I was up early and bored, so I sent the guys this note:



> A couple of problems with your ad-
> 1) You need to make an effort to try to find its owner - maybe you already have. Try www.mountainbuzz.com and post in the Lost and Found forum. You can also contact Jackson Kayaks in Jackson Hole, find the serial number printed on the boat, and see if they have a registration contact on file. Their number is 931-738-2628, and they can tell you where to find the ID code.
> 
> 2) That hull is severely compromised from that dent, and it isn't safe.
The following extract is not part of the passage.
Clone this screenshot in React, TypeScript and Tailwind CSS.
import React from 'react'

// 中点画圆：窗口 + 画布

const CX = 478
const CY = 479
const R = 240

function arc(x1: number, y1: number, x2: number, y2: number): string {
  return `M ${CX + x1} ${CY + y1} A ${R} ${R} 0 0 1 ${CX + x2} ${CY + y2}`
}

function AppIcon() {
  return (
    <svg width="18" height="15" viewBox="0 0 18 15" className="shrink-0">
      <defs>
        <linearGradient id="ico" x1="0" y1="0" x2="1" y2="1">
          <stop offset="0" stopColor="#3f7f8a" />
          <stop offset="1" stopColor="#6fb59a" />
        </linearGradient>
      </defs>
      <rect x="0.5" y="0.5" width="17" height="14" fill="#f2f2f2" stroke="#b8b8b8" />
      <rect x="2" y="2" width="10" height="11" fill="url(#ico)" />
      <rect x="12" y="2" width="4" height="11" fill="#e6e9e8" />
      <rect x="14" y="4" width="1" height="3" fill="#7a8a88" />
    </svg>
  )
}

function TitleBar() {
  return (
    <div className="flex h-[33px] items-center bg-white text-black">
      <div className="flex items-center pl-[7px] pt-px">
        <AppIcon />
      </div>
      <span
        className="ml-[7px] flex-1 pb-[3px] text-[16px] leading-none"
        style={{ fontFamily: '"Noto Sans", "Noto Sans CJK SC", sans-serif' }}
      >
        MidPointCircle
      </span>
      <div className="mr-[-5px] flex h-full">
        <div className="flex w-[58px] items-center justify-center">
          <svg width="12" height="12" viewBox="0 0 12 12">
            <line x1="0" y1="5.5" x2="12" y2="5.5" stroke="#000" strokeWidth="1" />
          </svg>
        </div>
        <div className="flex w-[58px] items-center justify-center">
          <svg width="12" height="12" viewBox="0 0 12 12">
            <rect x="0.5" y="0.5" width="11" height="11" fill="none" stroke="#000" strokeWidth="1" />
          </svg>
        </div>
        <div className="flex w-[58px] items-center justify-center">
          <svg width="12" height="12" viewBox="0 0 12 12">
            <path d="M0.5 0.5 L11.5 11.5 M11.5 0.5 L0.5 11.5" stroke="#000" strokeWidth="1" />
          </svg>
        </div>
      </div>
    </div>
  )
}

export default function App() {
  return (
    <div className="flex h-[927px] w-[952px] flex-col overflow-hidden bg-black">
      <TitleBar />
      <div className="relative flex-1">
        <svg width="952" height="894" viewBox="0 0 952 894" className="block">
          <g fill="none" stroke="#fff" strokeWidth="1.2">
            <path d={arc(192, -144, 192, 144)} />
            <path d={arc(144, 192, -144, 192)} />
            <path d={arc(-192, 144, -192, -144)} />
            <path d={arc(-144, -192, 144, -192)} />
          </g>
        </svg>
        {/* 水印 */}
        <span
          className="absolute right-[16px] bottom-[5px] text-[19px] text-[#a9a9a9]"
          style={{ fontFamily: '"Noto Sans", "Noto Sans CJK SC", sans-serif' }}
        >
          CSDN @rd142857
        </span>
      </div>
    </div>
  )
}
And it's not worth $400 either - most boaters will know that. But someone that doesn't know what they're buying might themselves pinned inside it because they are aware that the hull is at a much greater risk of collapsing under pressure.


And he sent me back this:


> thanks for the help. Much more of an effort has happened than you realize to try and find the owner. Thanks for the inquiry. And about the hull, Jackson will warranty the hull and since it is this years boat they will receive a new one for free. It is worth at least 400 because of that. Thanks for the inquiry.
> 
> Mark


So maybe he's not a dick - probably just doesn't know how to find the owner and gave up. I wonder about his faith that Jackson will warranty the boat, though - Great company; but that thing obviously went for a user-error ride.


----------



## C-dub (Oct 7, 2007)

To clarify, I couldn't get the thread to edit. Based on the original ad(since been fixed), I thought it was a ******* fisherman. I could not get the thread edited(srill can't), and hoped it would disapear. Didn't realize it was Mark who happens to be a stand up guy. The ad as originally posted led in a different direction. He is more than willing to hand it over to whomever names the River and time it was lost. My apologies.


----------



## Smurfwarrior (Feb 23, 2009)

If you lost a green lil hero/sidekick someone found your boat - EddyFlower Forum


----------